U.S Stocks, Oil, and REITs
Overall, the second quarter saw the tech-heavy NASDAQ gain over 6.5%, only to be bested by small caps of the Russell 2000, which grew by almost 7.8%. The S&P 500 also closed the quarter 3.4% ahead of its first-quarter closing values. The Dow didn’t fare as well, finishing the quarter up by 1.3%. Prices for 10-year Treasuries rose by the end of the quarter, pulling yields down by 13 basis points. Crude oil prices closed the quarter at about $74.25 per barrel by the end of June, almost $10 per barrel higher than prices at the close of the first quarter. Regular gasoline, which was $2.648 per gallon on March 26, climbed to $2.833 on the 25th of June.

An interesting winner in the 2nd quarter was US REITs (Real Estate). After rising rates hit REIT stocks hard in the first quarter they have come back strong in the spring quarter, rising 8.5% to get back to even for the year. Real Estate stocks often don’t do well when interest rates rise because their yields may start to look less attractive to investors than other investments such as bonds.
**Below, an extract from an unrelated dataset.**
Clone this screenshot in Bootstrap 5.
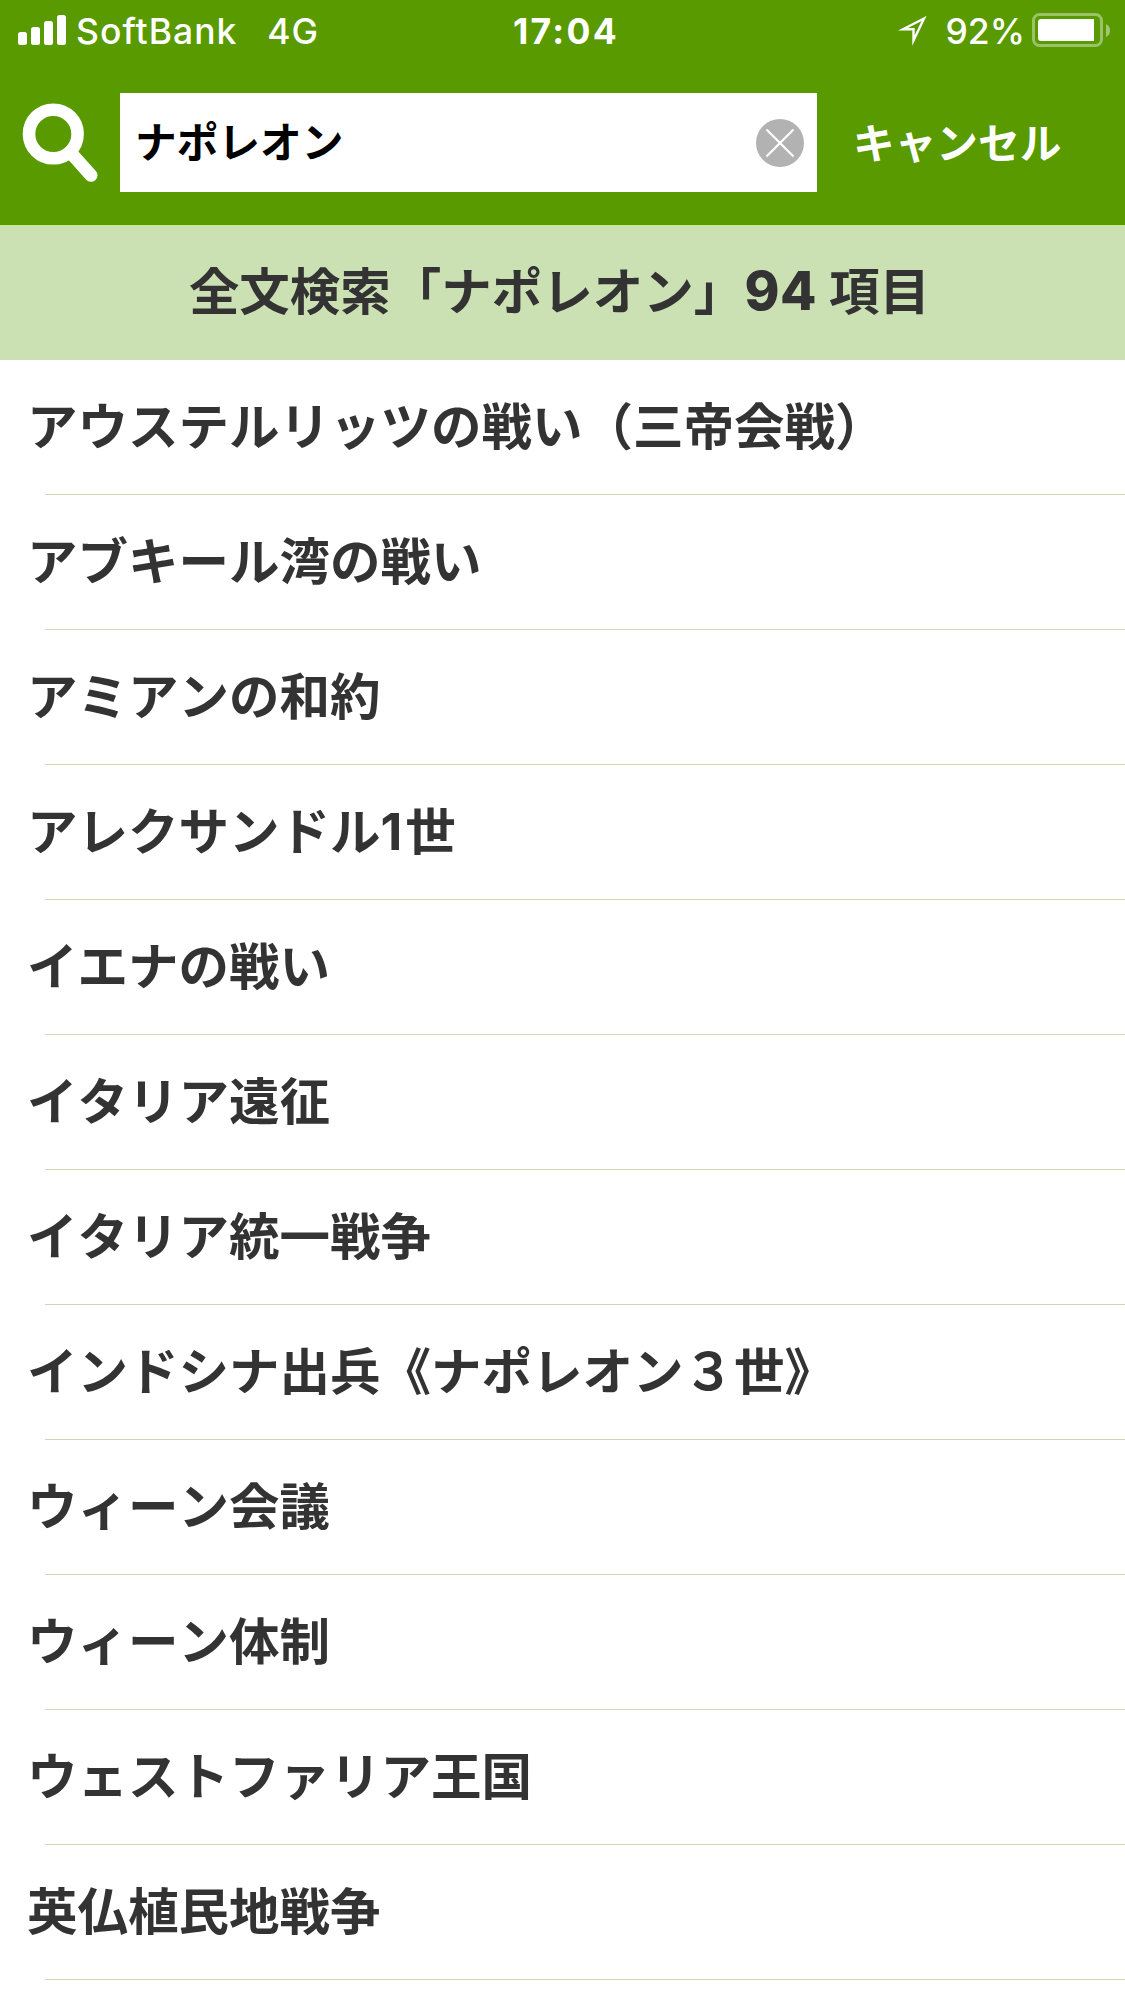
<!DOCTYPE html>
<html lang="ja">
<head>
<meta charset="utf-8">
<meta name="viewport" content="width=device-width, initial-scale=1">
<title>全文検索</title>
<link href="https://cdn.jsdelivr.net/npm/bootstrap@5.3.0/dist/css/bootstrap.min.css" rel="stylesheet">
<style>
  body { font-family: Inter, "Noto Sans CJK JP", sans-serif; color: #333; background: #fff; height: 2001px; overflow: hidden; }
  .app-header { background: #589a00; height: 225px; }
  .status-bar { height: 60px; padding: 0 15px 0 18px; font-size: 35.5px; font-weight: 500; line-height: 56px; }
  .status-bar span, .clock { padding-top: 4px; }
  .status-side { flex: 1 1 0; }
  .carrier { margin-left: 10px; letter-spacing: 1px; }
  .network { margin-left: 30px; letter-spacing: .8px; }
  .clock { font-weight: 700; letter-spacing: 2.3px; padding-left: 4px; }
  .percent { margin-left: 18px; margin-right: 7px; }
  .search-bar { padding: 33px 0 0 20px; }
  .search-icon { margin: 8px 20px 0 0; }
  .search-field { width: 697px; height: 99px; }
  .search-field .form-control { font: 700 41.7px/60px Inter, "Noto Sans CJK JP", sans-serif; color: #000; padding: 0 80px 6px 15px; font-kerning: none; }
  .clear-btn { right: 13px; top: 25.5px; line-height: 0; }
  .cancel-btn { font: 700 41.7px/99px Inter, "Noto Sans CJK JP", sans-serif; margin: 2px 0 0 36px; font-kerning: none; }
  .result-title { height: 135px; background: #cce1b3; border-top: 1px solid #c1eb8c; font-size: 50.5px; font-weight: 700; line-height: 131px; padding-right: 6px; font-kerning: none; }
  .hit-count { font-size: 53px; font-weight: 800; letter-spacing: .6px; }
  .numeral { letter-spacing: 3px; }
  .results .list-group-item { height: 135px; padding: 0 0 0 27px; font-size: 50.5px; font-weight: 700; line-height: 133px; color: #333; border: 0; font-kerning: none; background: linear-gradient(#d0d7b8, #d0d7b8) 45px 134px / 100% 1px no-repeat; }
</style>
</head>
<body>
<header class="app-header text-white">
  <div class="status-bar d-flex align-items-center">
    <div class="status-side d-flex align-items-center">
      <svg width="48" height="60" viewBox="0 0 48 60" fill="#fff"><rect y="32" width="9" height="13" rx="2.5"/><rect x="13" y="27" width="9" height="18" rx="2.5"/><rect x="26" y="21" width="9" height="24" rx="2.5"/><rect x="39" y="15" width="9" height="30" rx="2.5"/></svg>
      <span class="carrier">SoftBank</span><span class="network">4G</span>
    </div>
    <div class="clock">17:04</div>
    <div class="status-side d-flex align-items-center justify-content-end">
      <svg width="32" height="60" viewBox="0 0 32 60"><path d="M28 18.5 L7 29.2 H17.5 V40.5 Z" fill="none" stroke="#fff" stroke-width="2.4" stroke-miterlimit="10"/></svg>
      <span class="percent">92%</span>
      <svg width="78" height="60" viewBox="0 0 78 60"><rect x="1.5" y="14.5" width="68" height="31" rx="6" fill="none" stroke="#fff" stroke-opacity=".4" stroke-width="3"/><path d="M9 19 H62 V41 H9 Q6 41 6 38 V22 Q6 19 9 19Z" fill="#fff"/><path d="M74 24 Q78 26 78 30.500 T74 37Z" fill="#fff" fill-opacity=".45"/></svg>
    </div>
  </div>
  <div class="search-bar d-flex align-items-start">
    <svg class="search-icon" width="80" height="84" viewBox="20 101 80 84" fill="none" stroke="#fff"><circle cx="53.3" cy="134" r="24.3" stroke-width="12.600"/><path d="M71 153 L91 175.300" stroke-width="13" stroke-linecap="round"/></svg>
    <div class="search-field position-relative">
      <input class="form-control h-100 border-0 rounded-0" type="text" value="ナポレオン" aria-label="検索">
      <button class="clear-btn btn p-0 border-0 position-absolute" type="button" aria-label="消去"><svg width="48" height="48" viewBox="0 0 48 48"><circle cx="24" cy="24" r="24" fill="#b2b2b2"/><path d="M10.500 10.500 L37.500 37.500 M37.500 10.500 L10.500 37.500" stroke="#fff" stroke-width="2.200"/></svg></button>
    </div>
    <button class="cancel-btn btn p-0 border-0 text-white" type="button">キャンセル</button>
  </div>
</header>
<main>
  <h1 class="result-title text-center m-0">全文検索「ナポレオン」<span class="hit-count">94</span> 項目</h1>
  <ul class="results list-group list-group-flush">
    <li class="list-group-item">アウステルリッツの戦い（三帝会戦）</li>
    <li class="list-group-item">アブキール湾の戦い</li>
    <li class="list-group-item">アミアンの和約</li>
    <li class="list-group-item">アレクサンドル<span class="numeral">1</span>世</li>
    <li class="list-group-item">イエナの戦い</li>
    <li class="list-group-item">イタリア遠征</li>
    <li class="list-group-item">イタリア統一戦争</li>
    <li class="list-group-item">インドシナ出兵《ナポレオン３世》</li>
    <li class="list-group-item">ウィーン会議</li>
    <li class="list-group-item">ウィーン体制</li>
    <li class="list-group-item">ウェストファリア王国</li>
    <li class="list-group-item">英仏植民地戦争</li>
  </ul>
</main>
<script src="https://cdn.jsdelivr.net/npm/bootstrap@5.3.0/dist/js/bootstrap.bundle.min.js"></script>
</body>
</html>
Thus, REITs may get sold to buy other investments. However, research has shown that REITs aren’t always negatively affected by rising rates, and the 2nd quarter seems to be proof of that.

Second Quarter Losers
International Stocks, Bonds, and Gold
Trade concerns have weighed heavily on international equity markets, especially on China and other emerging market countries. European equities have also been affected, with auto companies suffering on fears that U.S. tariffs could be applied to car imports. The conclusion of this scuffle is hard to predict, but the longer this drags on the greater the risk that it starts to impact sentiment more broadly. Further U.S. interest rate increases, or dollar strength could put additional pressure on the most vulnerable emerging market economies. However, the market has shown some ability to distinguish between the weak and the strong, with Indian equities up over the quarter.

After bonds produced positive returns in nine of the past ten years and have experienced a thirty-six-year bull market, 2018 has been a challenge for bond holders due to rising interest rates. When interest rates rise, longer term bonds are hit the hardest and shorter-term bonds fare the best. It is just the opposite when rates fall. The yield on the 10-year treasury started the year around 2.4% and rose up above 3% for a few days before falling back to around 2.85% at June 30. For the 2nd quarter, though yields held relatively steady and bonds have started to recover a bit.
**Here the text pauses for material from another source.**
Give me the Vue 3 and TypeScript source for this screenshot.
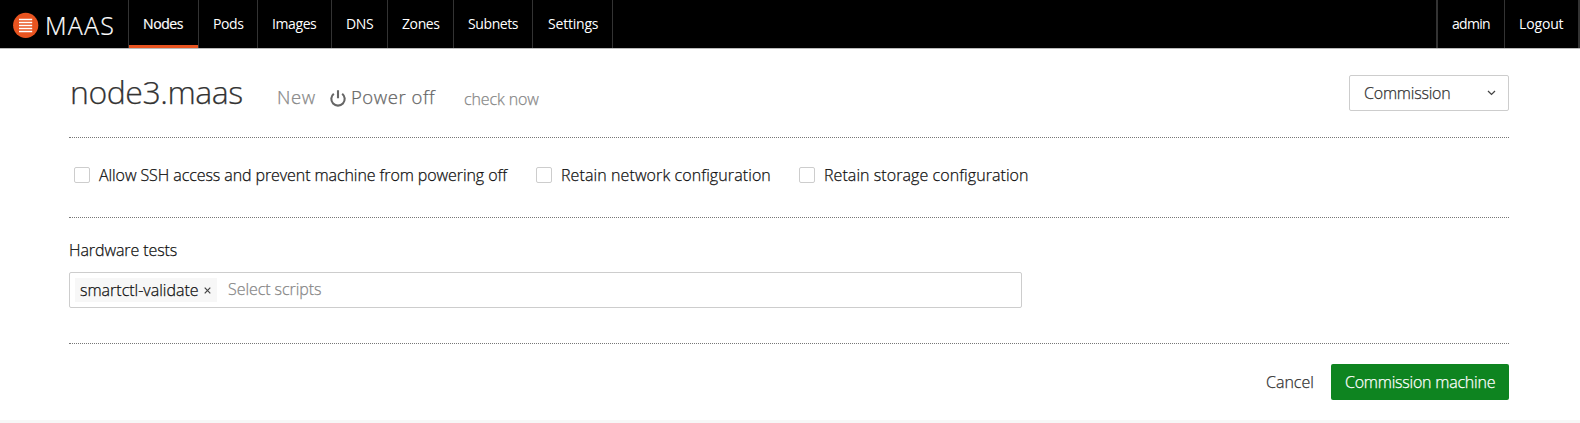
<script setup lang="ts">
import { ref } from 'vue'

interface NavItem { label: string; width: number; active?: boolean }

const navItems: NavItem[] = [
  { label: 'Nodes', width: 70, active: true },
  { label: 'Pods', width: 59 },
  { label: 'Images', width: 74 },
  { label: 'DNS', width: 56 },
  { label: 'Zones', width: 66 },
  { label: 'Subnets', width: 79 },
  { label: 'Settings', width: 80 },
]

const options = ref([
  { id: 'ssh', label: 'Allow SSH access and prevent machine from powering off', checked: false },
  { id: 'network', label: 'Retain network configuration', checked: false },
  { id: 'storage', label: 'Retain storage configuration', checked: false },
])
</script>

<template>
  <div class="page">
    <header class="topbar">
      <a class="logo">
        <svg width="26" height="26" viewBox="0 0 26 26">
          <circle cx="12.7" cy="13.3" r="12.6" fill="#e95420" />
          <path d="M6 7.5h13.2M6 10.5h13.2M6 13.5h13.2M6 16.5h13.2M6 19.5h13.2" stroke="#fff" stroke-width="1.4" />
        </svg>
        <span class="brand">MAAS</span>
      </a>
      <nav class="links">
        <a v-for="item in navItems" :key="item.label" class="link" :class="{ active: item.active }" :style="{ width: item.width + 'px' }"><span>{{ item.label }}</span></a>
      </nav>
      <nav class="account">
        <a class="admin"><span>admin</span></a>
        <a class="logout"><span>Logout</span></a>
      </nav>
    </header>

    <main class="content">
      <section class="heading">
        <h1>node3.maas</h1>
        <span class="status">New</span>
        <svg class="power-icon" width="16" height="17" viewBox="0 0 16 17" fill="none" stroke="#666" stroke-width="2.1">
          <path d="M3.8 3.7a6.7 6.7 0 1 0 8.4 0M8 .3v8" />
        </svg>
        <span class="power">Power off</span>
        <a class="check">check now</a>
        <button class="select">
          <span>Commission</span>
          <svg width="9" height="6" viewBox="0 0 9 6" fill="none" stroke="#444" stroke-width="1.3"><path d="M1 1l3.5 3.4L8 1" /></svg>
        </button>
      </section>

      <section class="options">
        <label v-for="o in options" :key="o.id" :class="['option', o.id]">
          <input v-model="o.checked" type="checkbox"><span>{{ o.label }}</span>
        </label>
      </section>

      <section class="tests">
        <div class="tests-label"><span>Hardware tests</span></div>
        <div class="tags">
          <div class="tag">
            <span class="tag-name">smartctl-validate</span>
            <svg width="7" height="7" viewBox="0 0 7 7" stroke="#444" stroke-width="1.2"><path d="M.7 .7l5.6 5.6M6.3 .7L.7 6.3" /></svg>
          </div>
          <span class="placeholder">Select scripts</span>
        </div>
      </section>

      <footer class="actions">
        <a class="cancel"><span>Cancel</span></a>
        <button class="submit"><span>Commission machine</span></button>
      </footer>
    </main>
  </div>
</template>

<style>
body { margin: 0; overflow: hidden; background: #f7f7f7; }
</style>

<style scoped>
* { box-sizing: border-box; }
.page {
  height: 420px;
  background: #fff;
  box-shadow: 0 1px 0 #dedede, 0 2px 0 #efefef;
  font: 300 16px/24px "Open Sans", "Noto Sans", sans-serif;
  color: #111;
  white-space: nowrap;
  -webkit-text-stroke: .25px currentColor;
}
.topbar {
  display: flex;
  height: 49px;
  background: #000;
  border-bottom: 1px solid #bbb;
  color: #fff;
  font-size: 14px;
  font-weight: 400;
  -webkit-text-stroke: 0;
}
.logo { display: flex; width: 129px; padding: 12px 0 0 13px; border-right: 1px solid #333; }
.brand { margin: 0 0 0 6px; font-size: 25px; font-weight: 300; line-height: 26px; letter-spacing: 1.2px; -webkit-text-stroke: .2px #fff; }
.links, .account { display: flex; }
.link { padding: 12px 0 0 14px; border-right: 1px solid #333; letter-spacing: -.4px; }
.link:last-child { padding-left: 15px; letter-spacing: -.2px; }
.active { box-shadow: inset 0 -3px #e95420; -webkit-text-stroke: .2px #fff; }
.account { margin-left: auto; letter-spacing: -.3px; }
.admin { width: 69px; padding: 12px 0 0 14px; border-left: 2px solid #333; border-right: 1px solid #333; letter-spacing: -.7px; }
.logout { width: 75px; padding: 12px 0 0 14px; border-right: 2px solid #333; letter-spacing: -.15px; }
.content { width: 1440px; margin-left: 69px; }
.heading { display: flex; height: 89px; border-bottom: 1px dotted #777; }
h1 { width: 207px; margin: 23px 0 0; padding-left: 1px; font-size: 32px; line-height: 40px; font-weight: 300; letter-spacing: -.45px; color: #333; }
.status, .power { margin-top: 36px; font-size: 18.5px; color: #888; letter-spacing: .6px; }
.status { width: 54px; padding-left: 1px; }
.power-icon { margin-top: 41px; }
.power { width: 118px; padding-left: 5px; color: #666; letter-spacing: .55px; }
.check { margin-top: 38px; color: #888; letter-spacing: -.1px; }
.select {
  display: flex;
  align-items: center;
  justify-content: space-between;
  width: 160px;
  height: 36px;
  margin: 26px 0 0 auto;
  padding: 0 12px 0 14px;
  border: 1px solid #cdcdcd;
  border-radius: 2px;
  background: #fff;
  color: #333;
  font: inherit;
  letter-spacing: -.2px;
}
.options { display: flex; height: 80px; padding: 29px 0 0 5px; border-bottom: 1px dotted #777; }
.option { display: flex; height: 24px; letter-spacing: .07px; }
.option input { appearance: none; width: 16px; height: 16px; margin: 0 9px 0 0; border: 1px solid #cdcdcd; border-radius: 2px; background: #fff; }
.option span { margin-top: -4px; }
.ssh { width: 462px; letter-spacing: -.08px; }
.network { width: 263px; letter-spacing: .1px; }
.tests { height: 126px; padding-top: 20px; border-bottom: 1px dotted #777; }
.tests-label { height: 34px; letter-spacing: -.08px; }
.tags { display: flex; width: 953px; height: 36px; padding: 5px; border: 1px solid #cdcdcd; border-radius: 2px; }
.tag { display: flex; align-items: center; justify-content: space-between; width: 142px; height: 24px; padding: 0 6px 0 5px; background: #f7f7f7; }
.placeholder { margin: -1px 0 0 11px; color: #888; letter-spacing: -.06px; }
.actions { display: flex; justify-content: flex-end; padding-top: 20px; }
.cancel { width: 65px; padding-top: 6px; color: #333; }
.submit { width: 178px; height: 36px; padding: 0 0 0 14px; border: 0; border-radius: 2px; background: #0e8420; color: #fff; font: inherit; text-align: left; letter-spacing: -.22px; }
</style>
A notable theme this quarter has been the widening in investment grade credit spreads. With corporate leverage elevated in the U.S. investment grade market and interest rates rising, we remain cautious on the outlook for these bonds.

In contrast to longer-dated bonds, ultra-short bonds have been able to take advantage of rising short-term interest rates to return almost 1% for the year and International bonds (except for emerging markets), have risen for the year as well. Emerging Markets bonds have been affected by the stronger U.S. Dollar and rising interest rates. Since many emerging markets countries’ debt is denominated in US dollars, rising US interest rates make it more expensive for them to service their debt.

A strong US economy gave the Federal Reserve (Fed) the confidence to raise interest rates again in June and signal two further hikes to come this year, followed by three more next year. In contrast, after a string of disappointing data and still low core inflation, the European Central Bank (ECB) announced that interest rates will not be going up until at least the summer of next year, although they did confirm that eurozone quantitative easing would come to an end by the end of this year. At the end of last quarter, markets were convinced that the Bank of England would raise rates in May. However, May and then June came and went with no action. Nevertheless, a bounce back in UK retail sales, combined with the lowest unemployment since 1975 and surveys indicating firming wage pressure, suggest that rates will rise this year and next unless Brexit negotiations prove disruptive. Against this backdrop, international government bond returns have been broadly flat other than in Italy where rates have risen due to political concerns.

Gold closed the quarter at roughly $1,254.20, noticeably lower than its $1,329.60 price at the end of March.